Given problem.
Show every line in the entries below where the word "TypeScript" appears.

# Data section start

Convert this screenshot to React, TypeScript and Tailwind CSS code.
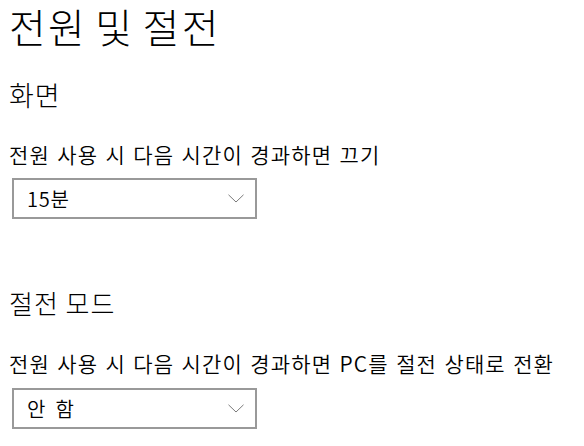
import React from "react";

const font = { fontFamily: '"Noto Sans CJK KR", "Noto Sans", sans-serif' };

function Chevron() {
  return (
    <svg width="16" height="9" viewBox="0 0 16 9" fill="none">
      <path d="M0.5 0.8 L8 8 L15.5 0.8" stroke="#7a7a7a" strokeWidth="1" />
    </svg>
  );
}

function Select({ value }: { value: string }) {
  return (
    <div className="ml-[3px] flex h-[41px] w-[245px] items-center justify-between border-2 border-[#999999] bg-white pl-[13px] pr-[11px]">
      <span className="text-[20px] leading-[20px] font-[350] tracking-[0.8px] [word-spacing:4px] text-black">
        {value}
      </span>
      <Chevron />
    </div>
  );
}

export default function App() {
  return (
    <div
      className="h-[446px] w-[584px] overflow-hidden bg-white pl-[9px] text-black"
      style={font}
    >
      <h1 className="mt-[6px] text-[40px] font-light leading-[40px] tracking-[2.3px] [word-spacing:-3px]">
        전원 및 절전
      </h1>

      <h2 className="mt-[35px] text-[27px] font-light leading-[27px] tracking-[1px]">화면</h2>
      <p className="mt-[36px] text-[21px] leading-[20px] font-[350] tracking-[1.15px] [word-spacing:1.5px]">
        전원 사용 시 다음 시간이 경과하면 끄기
      </p>
      <div className="mt-[14px]">
        <Select value="15분" />
      </div>

      <h2 className="mt-[71px] text-[26px] font-light leading-[26px] tracking-[1px]">
        절전 모드
      </h2>
      <p className="mt-[37px] text-[21px] leading-[20px] font-[350] tracking-[1.15px] [word-spacing:1.5px]">
        전원 사용 시 다음 시간이 경과하면 PC를 절전 상태로 전환
      </p>
      <div className="mt-[15px]">
        <Select value="안 함" />
      </div>
    </div>
  );
}
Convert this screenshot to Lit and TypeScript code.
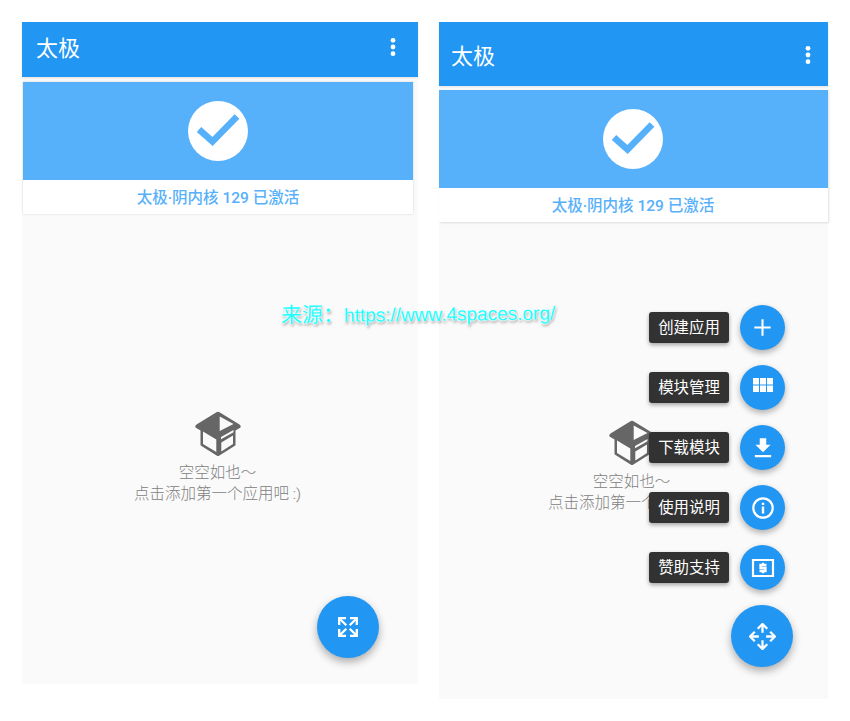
import { LitElement, html, css, svg } from "lit";
import { customElement } from "lit/decorators.js";

const sv = (inner: unknown, size: number, box = 24) =>
  html`<svg width=${size} height=${size} viewBox="0 0 ${box} ${box}">${inner}</svg>`;

const ICONS = {
  dots: sv(svg`<circle cx="12" cy="5.300" r="2.400" fill="#fff"/><circle cx="12" cy="12" r="2.400" fill="#fff"/><circle cx="12" cy="18.700" r="2.400" fill="#fff"/>`, 24),
  check: sv(svg`<circle cx="30" cy="30" r="30" fill="#fff"/><path d="M11 28.500 L24.500 40.500 L49 15.500" fill="none" stroke="#57b0fa" stroke-width="6.600"/>`, 60, 60),
  box: html`<svg width="48" height="46" viewBox="6 4 48 46">
    <path fill="#666" fill-rule="evenodd" d="M28.500 5.200 Q30 4.300 31.500 5.200 L51.500 17.500 Q53.500 19 52.500 20.500 L47.500 23.500 L47.500 37.500 Q47.500 38.500 46.500 39 L31 48.800 Q30 49.300 29 48.800 L13.500 39 Q12.500 38.500 12.500 37.500 L12.500 23.500 L7.500 20.500 Q6.500 19 8.500 17.500 Z
      M15 24.500 L28.300 32.500 L28.300 45 L15 37 Z
      M31.700 9.500 L45.500 17 L31.700 24 Z
      M33 30 L45.500 23 L45.500 25.300 L33 32.300 Z
      M33.300 35.500 L45 28.500 L45 37 L33.300 44.500 Z"/>
  </svg>`,
  plus: sv(svg`<path d="M12 3.500V20.500M3.500 12H20.500" stroke="#fff" stroke-width="2.200" fill="none"/>`, 23, 24),
  grid: sv(svg`<path fill="#fff" d="M0 0h6v6.500H0zM7 0h6v6.500H7zM14 0h6v6.500h-6zM0 7.500h6V14H0zM7 7.500h6V14H7zM14 7.500h6V14h-6z"/>`, 20, 20),
  download: sv(svg`<path fill="#fff" d="M19 9h-4V3H9v6H5l7 7 7-7zM4.500 18.500v2h15v-2z"/>`, 26),
  info: sv(svg`<circle cx="12" cy="12" r="9.700" fill="none" stroke="#fff" stroke-width="2.200"/><path fill="#fff" d="M10.800 10.500h2.400v7h-2.400zM10.800 6.700h2.400v2.400h-2.400z"/>`, 24),
  money: sv(svg`<path fill="none" stroke="#fff" stroke-width="2.200" d="M2 4h20v16H2z"/><path fill="none" stroke="#fff" stroke-width="2.300" d="M15.500 9H9.500v3h5v3H8.500M12 6.800v2.200M12 15v2.200"/>`, 24),
  move: sv(svg`<g fill="none" stroke="#fff" stroke-width="2.200"><path d="M13 1.500V9.500M13 16.500V24.500M1.500 13H9.500M16.500 13H24.500"/><path d="M8.400 5.600 13 1l4.600 4.600M8.400 20.400 13 25l4.600-4.600M5.600 8.400 1 13l4.600 4.600M20.400 8.400 25 13l-4.600 4.600"/></g>`, 27, 26),
  expand: sv(svg`<g fill="none" stroke="#fff" stroke-width="2.300"><path d="M1.200 8V1.200H8M1.200 1.200 8.300 8.300M12 1.200h6.800V8M18.800 1.200 11.700 8.300M1.200 12v6.800H8M1.200 18.800l7.100-7.100M18.800 12v6.800H12M18.800 18.800l-7.100-7.100"/></g>`, 20, 20),
};

const MENU = [
  ["创建应用", ICONS.plus],
  ["模块管理", ICONS.grid],
  ["下载模块", ICONS.download],
  ["使用说明", ICONS.info],
  ["赞助支持", ICONS.money],
] as const;

@customElement("app-root")
export class AppRoot extends LitElement {
  static styles = css`
    :host {
      display: block;
      position: relative;
      width: 850px;
      height: 721px;
      overflow: hidden;
      background: #fff;
      font-family: Roboto, "Noto Sans CJK SC", sans-serif;
    }
    .page {
      display: flex;
      align-items: flex-start;
      gap: 21px;
      padding: 22px 0 0 22px;
    }
    .phone {
      position: relative;
      display: flex;
      flex-direction: column;
      background: #fafafa;
    }
    .phone.a { width: 396px; height: 662px; }
    .phone.b { width: 389px; height: 677px; }
    .bar {
      display: flex;
      align-items: center;
      justify-content: space-between;
      flex: none;
      box-sizing: border-box;
      background: #2196f3;
      color: #fff;
      font-size: 22px;
      box-shadow: 0 1px 2px rgba(0, 0, 0, 0.1);
    }
    .bar span { padding-bottom: 3px; }
    .a .bar { height: 55px; padding: 0 13px 5px 14px; }
    .b .bar { height: 64px; padding: 2px 8px 0 12px; }
    .card {
      flex: none;
      margin-top: 4px;
      background: #fff;
      box-shadow: 1px 1px 2px rgba(0, 0, 0, 0.12);
    }
    .a .card {
      margin: 5px 5px 0 1px;
      box-shadow: 0 0 2px rgba(0, 0, 0, 0.16);
    }
    .banner {
      display: flex;
      align-items: center;
      justify-content: center;
      height: 98px;
      background: #57b0fa;
    }
    .b .banner { padding-right: 1px; }
    .status {
      box-sizing: border-box;
      height: 34px;
      padding-top: 1px;
      line-height: 34px;
      text-align: center;
      color: #57b0fa;
      font-size: 15.500px;
      font-weight: 500;
    }
    .b .status { padding-right: 1px; }
    .empty {
      flex: 1;
      display: flex;
      flex-direction: column;
      align-items: center;
      justify-content: center;
      color: #808080;
      font-size: 15.500px;
      line-height: 21px;
      font-weight: 300;
      text-align: center;
    }
    .a .empty { padding: 18px 5px 0 0; }
    .b .empty { padding: 13px 4px 0 0; }
    .empty svg { display: block; margin-bottom: 6px; }
    .fab {
      display: flex;
      align-items: center;
      justify-content: center;
      flex: none;
      width: 62px;
      height: 62px;
      border-radius: 50%;
      background: #2196f3;
      box-shadow: 0 4px 8px rgba(0, 0, 0, 0.32);
    }
    .a .fab { position: absolute; right: 39px; bottom: 26px; }
    .dial {
      position: absolute;
      right: 35px;
      bottom: 32px;
      display: flex;
      flex-direction: column;
      align-items: flex-end;
      gap: 15px;
    }
    .row {
      display: flex;
      align-items: center;
      gap: 11px;
      padding-right: 8px;
    }
    .label {
      width: 80px;
      height: 31px;
      line-height: 32px;
      text-align: center;
      border-radius: 3px;
      background: #323232;
      color: #fff;
      font-size: 15.400px;
      box-shadow: 0 2px 4px rgba(0, 0, 0, 0.35);
    }
    .mini {
      display: flex;
      align-items: center;
      justify-content: center;
      width: 45px;
      height: 45px;
      border-radius: 50%;
      background: #2196f3;
      box-shadow: 0 3px 6px rgba(0, 0, 0, 0.3);
    }
    .mark {
      position: absolute;
      left: 281px;
      top: 300px;
      white-space: nowrap;
      color: #1cffff;
      font-family: "Liberation Sans", "Noto Sans CJK SC", sans-serif;
      font-size: 19px;
      line-height: 28px;
      transform: rotate(-0.6deg);
      text-shadow: 0 0 1px #fff, 0 0 2px #fff, 0 0 2px #fff, 0 0 3px #fff, 1px 2px 3px rgba(0, 0, 0, 0.5);
    }
    .mark span { font-size: 21px; }
  `;

  private phone(kind: string, overlay: unknown) {
    return html`
      <section class="phone ${kind}">
        <header class="bar"><span>太极</span>${ICONS.dots}</header>
        <div class="card">
          <div class="banner">${ICONS.check}</div>
          <div class="status">太极·阴内核 129 已激活</div>
        </div>
        <div class="empty">
          ${ICONS.box}
          <div>空空如也～</div>
          <div>点击添加第一个应用吧 :)</div>
        </div>
        ${overlay}
      </section>
    `;
  }

  render() {
    const dial = html`
      <div class="dial">
        ${MENU.map(
          ([text, icon]) => html`
            <div class="row"><span class="label">${text}</span><span class="mini">${icon}</span></div>
          `
        )}
        <div class="fab">${ICONS.move}</div>
      </div>
    `;
    return html`
      <div class="page">
        ${this.phone("a", html`<div class="fab">${ICONS.expand}</div>`)}
        ${this.phone("b", dial)}
      </div>
      <div class="mark"><span>来源：</span>https://www.4spaces.org/</div>
    `;
  }
}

# Data section end

Result.
Convert this screenshot to React, TypeScript and Tailwind CSS code.
Convert this screenshot to Lit and TypeScript code.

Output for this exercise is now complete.